▶ [Set exercise] Please write the listing below out again exactly, leaving every picture behind.

[Stored data entries]
====

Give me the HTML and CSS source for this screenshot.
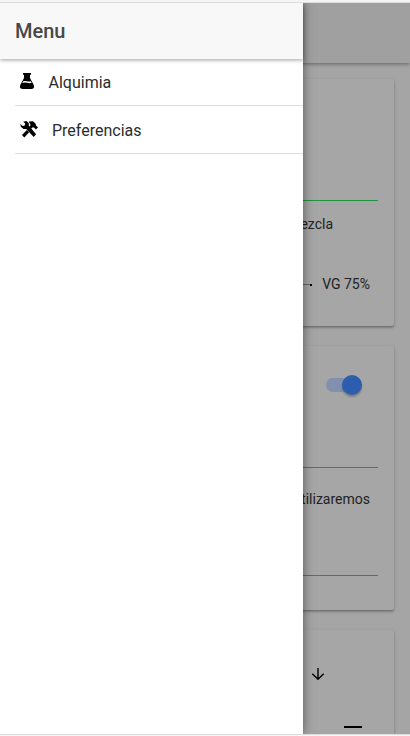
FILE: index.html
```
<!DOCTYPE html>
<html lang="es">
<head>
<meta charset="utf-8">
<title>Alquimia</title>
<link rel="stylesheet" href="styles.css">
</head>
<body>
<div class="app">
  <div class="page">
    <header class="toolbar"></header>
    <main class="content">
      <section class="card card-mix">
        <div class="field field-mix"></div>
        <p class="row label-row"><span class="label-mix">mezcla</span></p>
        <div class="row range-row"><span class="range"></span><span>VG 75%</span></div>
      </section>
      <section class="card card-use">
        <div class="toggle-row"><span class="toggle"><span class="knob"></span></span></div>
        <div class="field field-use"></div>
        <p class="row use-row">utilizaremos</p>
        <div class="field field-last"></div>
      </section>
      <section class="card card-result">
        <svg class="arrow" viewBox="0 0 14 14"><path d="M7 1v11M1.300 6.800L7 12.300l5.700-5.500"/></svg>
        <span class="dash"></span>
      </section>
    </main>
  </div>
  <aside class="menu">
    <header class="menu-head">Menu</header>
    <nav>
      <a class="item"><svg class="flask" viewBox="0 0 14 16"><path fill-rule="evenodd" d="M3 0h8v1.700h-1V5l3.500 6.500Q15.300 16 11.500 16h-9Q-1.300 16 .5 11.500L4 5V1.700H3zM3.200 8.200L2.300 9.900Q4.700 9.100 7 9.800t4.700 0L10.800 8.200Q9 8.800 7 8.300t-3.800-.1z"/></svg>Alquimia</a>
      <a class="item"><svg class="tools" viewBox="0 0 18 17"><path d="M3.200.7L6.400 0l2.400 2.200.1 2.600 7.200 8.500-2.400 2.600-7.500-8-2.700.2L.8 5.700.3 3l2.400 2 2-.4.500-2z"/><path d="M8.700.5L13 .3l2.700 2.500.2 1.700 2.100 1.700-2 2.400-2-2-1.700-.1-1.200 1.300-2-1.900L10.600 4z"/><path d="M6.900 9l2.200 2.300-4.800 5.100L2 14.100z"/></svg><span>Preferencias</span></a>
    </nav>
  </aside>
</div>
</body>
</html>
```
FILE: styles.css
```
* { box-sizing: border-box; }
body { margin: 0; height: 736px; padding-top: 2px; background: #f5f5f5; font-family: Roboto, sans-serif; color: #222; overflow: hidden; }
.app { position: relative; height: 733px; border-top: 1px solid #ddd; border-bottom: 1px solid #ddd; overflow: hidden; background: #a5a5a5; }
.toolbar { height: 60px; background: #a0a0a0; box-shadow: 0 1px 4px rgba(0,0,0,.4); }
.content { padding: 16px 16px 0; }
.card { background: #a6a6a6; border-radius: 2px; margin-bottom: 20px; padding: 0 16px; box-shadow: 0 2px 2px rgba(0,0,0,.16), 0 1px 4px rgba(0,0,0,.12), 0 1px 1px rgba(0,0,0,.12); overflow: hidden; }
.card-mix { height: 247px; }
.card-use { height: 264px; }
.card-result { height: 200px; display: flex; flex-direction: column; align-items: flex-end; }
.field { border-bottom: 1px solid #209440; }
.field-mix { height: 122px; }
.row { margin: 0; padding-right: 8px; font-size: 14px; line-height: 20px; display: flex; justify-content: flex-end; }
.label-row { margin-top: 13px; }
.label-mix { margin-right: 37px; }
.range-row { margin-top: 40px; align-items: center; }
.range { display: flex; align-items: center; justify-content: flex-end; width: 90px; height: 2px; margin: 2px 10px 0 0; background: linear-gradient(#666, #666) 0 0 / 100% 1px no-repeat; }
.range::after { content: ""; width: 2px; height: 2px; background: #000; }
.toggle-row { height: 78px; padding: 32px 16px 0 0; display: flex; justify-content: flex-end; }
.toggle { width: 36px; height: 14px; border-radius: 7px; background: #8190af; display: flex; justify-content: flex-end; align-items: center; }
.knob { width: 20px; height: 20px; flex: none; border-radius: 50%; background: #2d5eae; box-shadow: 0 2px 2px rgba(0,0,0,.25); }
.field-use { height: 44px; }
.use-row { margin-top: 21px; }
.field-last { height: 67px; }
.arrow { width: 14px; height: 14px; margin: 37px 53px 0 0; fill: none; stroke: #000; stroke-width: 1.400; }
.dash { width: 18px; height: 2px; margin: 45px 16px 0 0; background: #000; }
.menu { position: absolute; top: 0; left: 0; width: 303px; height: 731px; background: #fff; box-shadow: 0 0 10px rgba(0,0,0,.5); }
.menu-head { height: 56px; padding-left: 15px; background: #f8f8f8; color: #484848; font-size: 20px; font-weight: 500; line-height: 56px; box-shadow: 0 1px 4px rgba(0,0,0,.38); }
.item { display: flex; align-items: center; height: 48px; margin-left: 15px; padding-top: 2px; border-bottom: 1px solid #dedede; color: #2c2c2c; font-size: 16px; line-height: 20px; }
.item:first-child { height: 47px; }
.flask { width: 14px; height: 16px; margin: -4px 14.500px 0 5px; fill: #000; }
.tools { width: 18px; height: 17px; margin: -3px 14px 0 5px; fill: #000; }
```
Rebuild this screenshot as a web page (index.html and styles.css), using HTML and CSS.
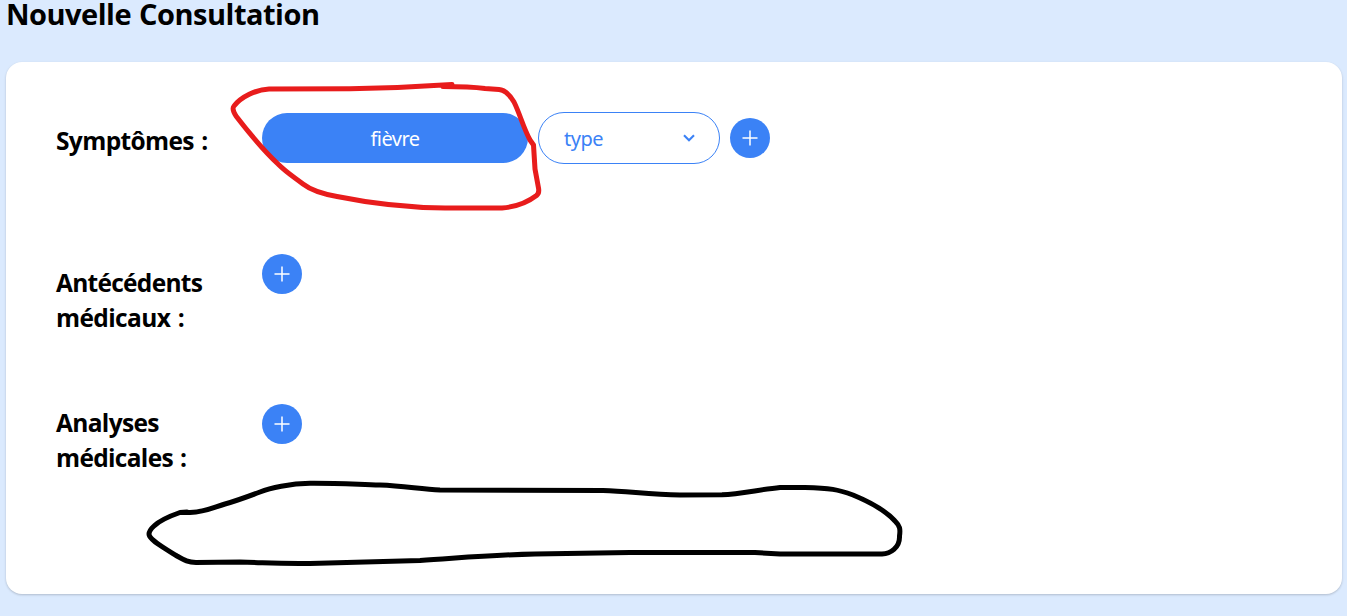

====

▶ [Response]
Give me the HTML and CSS source for this screenshot.
FILE: index.html
```
<!DOCTYPE html>
<html lang="es">
<head>
<meta charset="utf-8">
<title>Alquimia</title>
<link rel="stylesheet" href="styles.css">
</head>
<body>
<div class="app">
  <div class="page">
    <header class="toolbar"></header>
    <main class="content">
      <section class="card card-mix">
        <div class="field field-mix"></div>
        <p class="row label-row"><span class="label-mix">mezcla</span></p>
        <div class="row range-row"><span class="range"></span><span>VG 75%</span></div>
      </section>
      <section class="card card-use">
        <div class="toggle-row"><span class="toggle"><span class="knob"></span></span></div>
        <div class="field field-use"></div>
        <p class="row use-row">utilizaremos</p>
        <div class="field field-last"></div>
      </section>
      <section class="card card-result">
        <svg class="arrow" viewBox="0 0 14 14"><path d="M7 1v11M1.300 6.800L7 12.300l5.700-5.500"/></svg>
        <span class="dash"></span>
      </section>
    </main>
  </div>
  <aside class="menu">
    <header class="menu-head">Menu</header>
    <nav>
      <a class="item"><svg class="flask" viewBox="0 0 14 16"><path fill-rule="evenodd" d="M3 0h8v1.700h-1V5l3.500 6.500Q15.300 16 11.500 16h-9Q-1.300 16 .5 11.500L4 5V1.700H3zM3.200 8.200L2.300 9.900Q4.700 9.100 7 9.800t4.700 0L10.800 8.200Q9 8.800 7 8.300t-3.800-.1z"/></svg>Alquimia</a>
      <a class="item"><svg class="tools" viewBox="0 0 18 17"><path d="M3.200.7L6.400 0l2.400 2.200.1 2.600 7.200 8.500-2.400 2.600-7.500-8-2.700.2L.8 5.700.3 3l2.400 2 2-.4.500-2z"/><path d="M8.700.5L13 .3l2.700 2.500.2 1.700 2.100 1.700-2 2.400-2-2-1.700-.1-1.200 1.300-2-1.900L10.600 4z"/><path d="M6.900 9l2.200 2.300-4.800 5.100L2 14.100z"/></svg><span>Preferencias</span></a>
    </nav>
  </aside>
</div>
</body>
</html>
```
FILE: styles.css
```
* { box-sizing: border-box; }
body { margin: 0; height: 736px; padding-top: 2px; background: #f5f5f5; font-family: Roboto, sans-serif; color: #222; overflow: hidden; }
.app { position: relative; height: 733px; border-top: 1px solid #ddd; border-bottom: 1px solid #ddd; overflow: hidden; background: #a5a5a5; }
.toolbar { height: 60px; background: #a0a0a0; box-shadow: 0 1px 4px rgba(0,0,0,.4); }
.content { padding: 16px 16px 0; }
.card { background: #a6a6a6; border-radius: 2px; margin-bottom: 20px; padding: 0 16px; box-shadow: 0 2px 2px rgba(0,0,0,.16), 0 1px 4px rgba(0,0,0,.12), 0 1px 1px rgba(0,0,0,.12); overflow: hidden; }
.card-mix { height: 247px; }
.card-use { height: 264px; }
.card-result { height: 200px; display: flex; flex-direction: column; align-items: flex-end; }
.field { border-bottom: 1px solid #209440; }
.field-mix { height: 122px; }
.row { margin: 0; padding-right: 8px; font-size: 14px; line-height: 20px; display: flex; justify-content: flex-end; }
.label-row { margin-top: 13px; }
.label-mix { margin-right: 37px; }
.range-row { margin-top: 40px; align-items: center; }
.range { display: flex; align-items: center; justify-content: flex-end; width: 90px; height: 2px; margin: 2px 10px 0 0; background: linear-gradient(#666, #666) 0 0 / 100% 1px no-repeat; }
.range::after { content: ""; width: 2px; height: 2px; background: #000; }
.toggle-row { height: 78px; padding: 32px 16px 0 0; display: flex; justify-content: flex-end; }
.toggle { width: 36px; height: 14px; border-radius: 7px; background: #8190af; display: flex; justify-content: flex-end; align-items: center; }
.knob { width: 20px; height: 20px; flex: none; border-radius: 50%; background: #2d5eae; box-shadow: 0 2px 2px rgba(0,0,0,.25); }
.field-use { height: 44px; }
.use-row { margin-top: 21px; }
.field-last { height: 67px; }
.arrow { width: 14px; height: 14px; margin: 37px 53px 0 0; fill: none; stroke: #000; stroke-width: 1.400; }
.dash { width: 18px; height: 2px; margin: 45px 16px 0 0; background: #000; }
.menu { position: absolute; top: 0; left: 0; width: 303px; height: 731px; background: #fff; box-shadow: 0 0 10px rgba(0,0,0,.5); }
.menu-head { height: 56px; padding-left: 15px; background: #f8f8f8; color: #484848; font-size: 20px; font-weight: 500; line-height: 56px; box-shadow: 0 1px 4px rgba(0,0,0,.38); }
.item { display: flex; align-items: center; height: 48px; margin-left: 15px; padding-top: 2px; border-bottom: 1px solid #dedede; color: #2c2c2c; font-size: 16px; line-height: 20px; }
.item:first-child { height: 47px; }
.flask { width: 14px; height: 16px; margin: -4px 14.500px 0 5px; fill: #000; }
.tools { width: 18px; height: 17px; margin: -3px 14px 0 5px; fill: #000; }
```
Rebuild this screenshot as a web page (index.html and styles.css), using HTML and CSS.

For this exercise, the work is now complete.